You're really losing it Chris. FLETCH when he is pretending to be Ted Nugent.

Looks like I have you stumped there chief!!! Who's the dumb movie quote master??? How about some clues.....

"......my objectives? Well I object taking a girl out for dinner and then she won't put out for you!"

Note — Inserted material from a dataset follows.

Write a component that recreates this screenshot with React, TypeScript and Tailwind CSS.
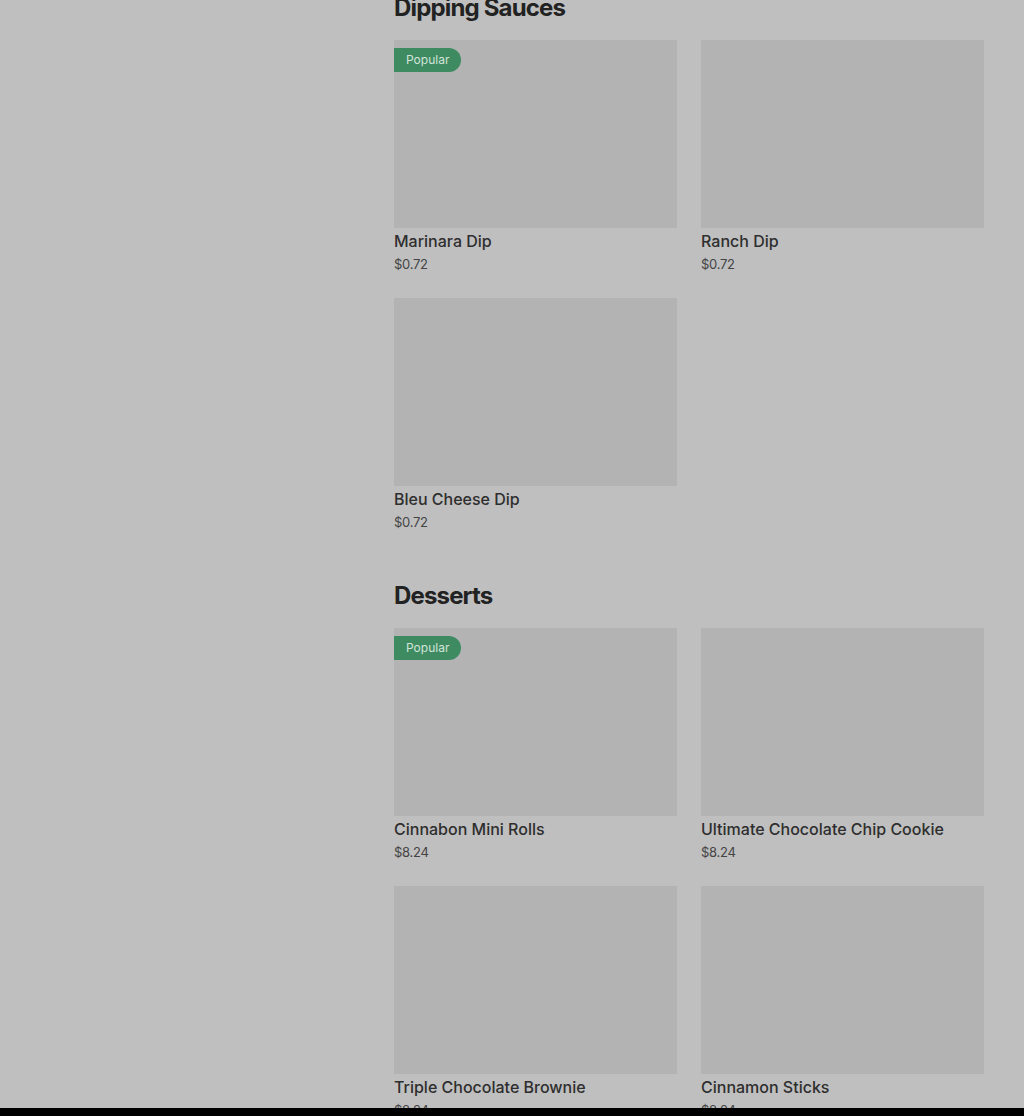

".........first we start by cutting a finger off." 
"Mine or yours?"
"Yours!"
"Damn!"

Good luck...pressure's on......tick tock...... oke:


----------



## H2OfowlND (Feb 10, 2003)

Chevy Chase in SPIES LIKE US!!!!  
:withstupid:

H2OfowlND


----------



## win4win (Sep 8, 2003)

Vanessa Angel neekid.....oooo la la! :beer:


----------



## nodakoutdoors.com (Feb 27, 2002)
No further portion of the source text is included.